Antrushyna connected with the structural and semantic properties of the phraseological units. Using their works we defined several classifications according the ways of forming and according semantic structure. For example, the types of the phraseological units distinguished by A. V. Koonin:
Nominative (with subgroups);
Interjectional & modal;
Communicative. All classifications mentioned above exist simultaneously and describes the main features of the phraseological units:
Integrity (or transference) of meaning: means that none of the idiom components is eparately associated with any referents of objective reality, and the meaning of the whole unit cannot be deduced from the meanings of its components; Stability (lexical and grammatical) means that no lexical substitution is possible in an idiom in comparison with free or variable word-combinations (with an exception of some cases when such substitutions are made by the author intentionally). The experiments conducted in the 1990s showed that the meaning of an idiom is not exactly identical to its literal paraphrase given in the dictionary entry.

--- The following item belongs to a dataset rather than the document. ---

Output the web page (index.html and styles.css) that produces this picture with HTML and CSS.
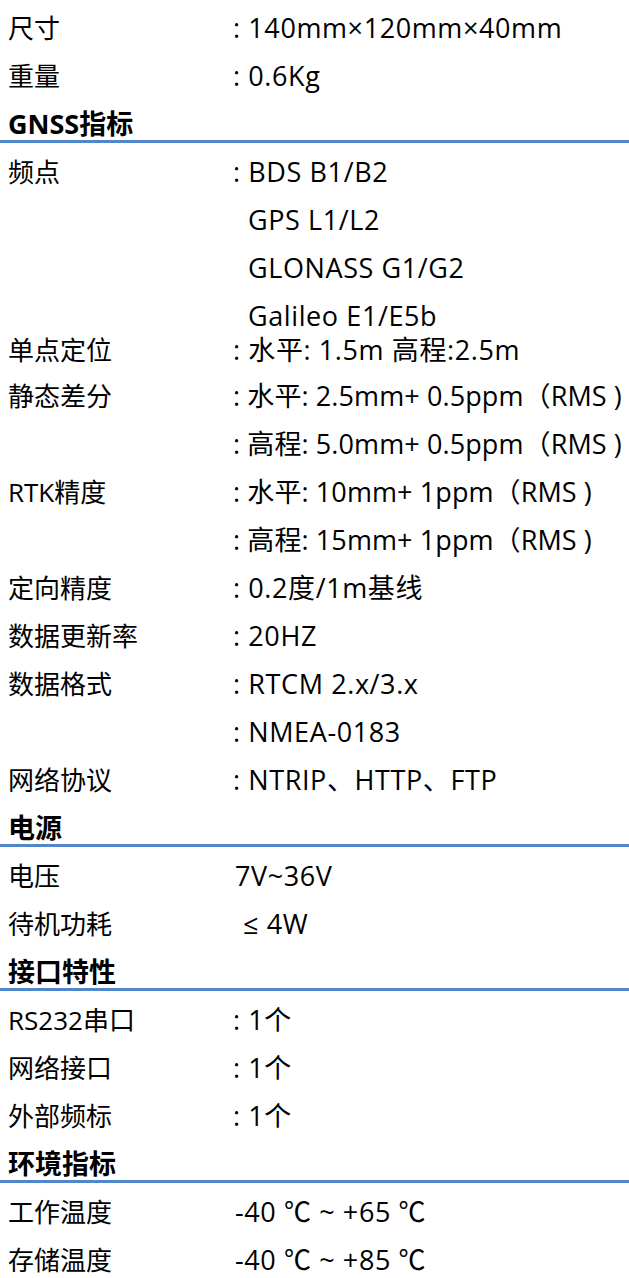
FILE: index.html
```html
<!DOCTYPE html>
<html lang="zh-CN">
<head>
<meta charset="utf-8">
<title>产品参数</title>
<link rel="stylesheet" href="styles.css">
</head>
<body>
<div class="spec">
  <div class="row"><div class="label">尺寸</div><div class="value">: 140mm×120mm×40mm</div></div>
  <div class="row"><div class="label">重量</div><div class="value">: 0.6Kg</div></div>

  <div class="section">GNSS指标</div>
  <div class="row"><div class="label">频点</div>
    <div class="value">
      <div>: BDS B1/B2</div>
      <div class="indent">GPS L1/L2</div>
      <div class="indent">GLONASS G1/G2</div>
      <div class="indent">Galileo E1/E5b</div>
    </div>
  </div>
  <div class="row row-tight"><div class="label">单点定位</div><div class="value">: 水平: 1.5m 高程:2.5m</div></div>
  <div class="row row-nudge"><div class="label">静态差分</div>
    <div class="value">
      <div class="tight">: 水平: 2.5mm+ 0.5ppm（RMS )</div>
      <div class="tight">: 高程: 5.0mm+ 0.5ppm（RMS )</div>
    </div>
  </div>
  <div class="row"><div class="label">RTK精度</div>
    <div class="value">
      <div class="tight">: 水平: 10mm+ 1ppm（RMS )</div>
      <div class="tight">: 高程: 15mm+ 1ppm（RMS )</div>
    </div>
  </div>
  <div class="row"><div class="label">定向精度</div><div class="value">: 0.2度/1m基线</div></div>
  <div class="row"><div class="label">数据更新率</div><div class="value">: 20HZ</div></div>
  <div class="row"><div class="label">数据格式</div>
    <div class="value">
      <div>: RTCM 2.x/3.x</div>
      <div>: NMEA-0183</div>
    </div>
  </div>
  <div class="row"><div class="label">网络协议</div><div class="value">: NTRIP、HTTP、FTP</div></div>

  <div class="section">电源</div>
  <div class="row"><div class="label">电压</div><div class="value value-plain">7V~36V</div></div>
  <div class="row"><div class="label">待机功耗</div><div class="value value-le">≤ 4W</div></div>

  <div class="section">接口特性</div>
  <div class="row"><div class="label">RS232串口</div><div class="value">: 1个</div></div>
  <div class="row"><div class="label">网络接口</div><div class="value">: 1个</div></div>
  <div class="row"><div class="label">外部频标</div><div class="value">: 1个</div></div>

  <div class="section">环境指标</div>
  <div class="row"><div class="label">工作温度</div><div class="value value-plain">-40 ℃ ~ +65 ℃</div></div>
  <div class="row row-last"><div class="label">存储温度</div><div class="value value-plain">-40 ℃ ~ +85 ℃</div></div>
</div>
</body>
</html>
```

FILE: styles.css
```css
html, body {
  margin: 0;
  padding: 0;
  background: #ffffff;
}

body {
  width: 629px;
  overflow: hidden;
  color: #000000;
  font-family: "Open Sans", "Noto Sans CJK SC", sans-serif;
  font-size: 26px;
}

.spec {
  padding-top: 4px;
}

.row {
  display: grid;
  grid-template-columns: 233px 1fr;
  line-height: 48px;
  white-space: nowrap;
}

.label {
  padding-left: 8px;
}

.value {
  font-size: 27px;
  letter-spacing: 0.6px;
}

.tight {
  letter-spacing: 0.1px;
}

.indent {
  padding-left: 15px;
}

.value-plain {
  padding-left: 2px;
}

.value-le {
  padding-left: 10px;
}

.row-tight {
  margin-top: -14px;
}

.row-nudge {
  margin-top: -2px;
}

.section {
  height: 40px;
  line-height: 48px;
  padding-left: 8px;
  font-size: 27px;
  font-weight: 700;
  border-bottom: 3px solid #4f86cc;
  margin-bottom: 5px;
  white-space: nowrap;
}

.row-last {
  border-bottom: 3px solid #4f86cc;
  height: 44px;
}
```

That is why we may speak about lexical flexibility of many units if they are used in a creative manner. Lexical stability is usually accompanied by grammatical stability which prohibits any grammatical changes; Separability means that the structure of an idiom is not something indivisible, certain modifications are possible within certain boundaries. Here we meet with the so-called lexical and grammatical variants. To illustrate this point we shall give some examples: “as hungry as a wolf (as a hunter)”, “as safe as a house (houses)”. Expressivity and emotiveness means that idioms are also characterized by stylistic colouring.
In other words, they evoke emotions or add expressiveness. On the whole phraseological units, even if they present a certain pattern, do not generate new phrases. They are unique. Interlanguage comparison, the aim of which is the exposure of phraseological conformities, forms the basis of a number of theoretical and applied trends of modern linguistic research, including the theory and practice of phraseography. But the question of determining the factors of interlanguage phraseological conformities as the main concept and the criterion of choosing phraseological equivalents and analogues as the aspect concepts is still at issue.
The analysis of special literature during the last decades shows that the majority of linguists consider the coincidence of semantic structure, grammatical (or syntactical) organization and componential (lexeme) structure the main criteria in defining the types of interlanguage phraseological conformities / disparities with the undoubted primacy of semantic structure.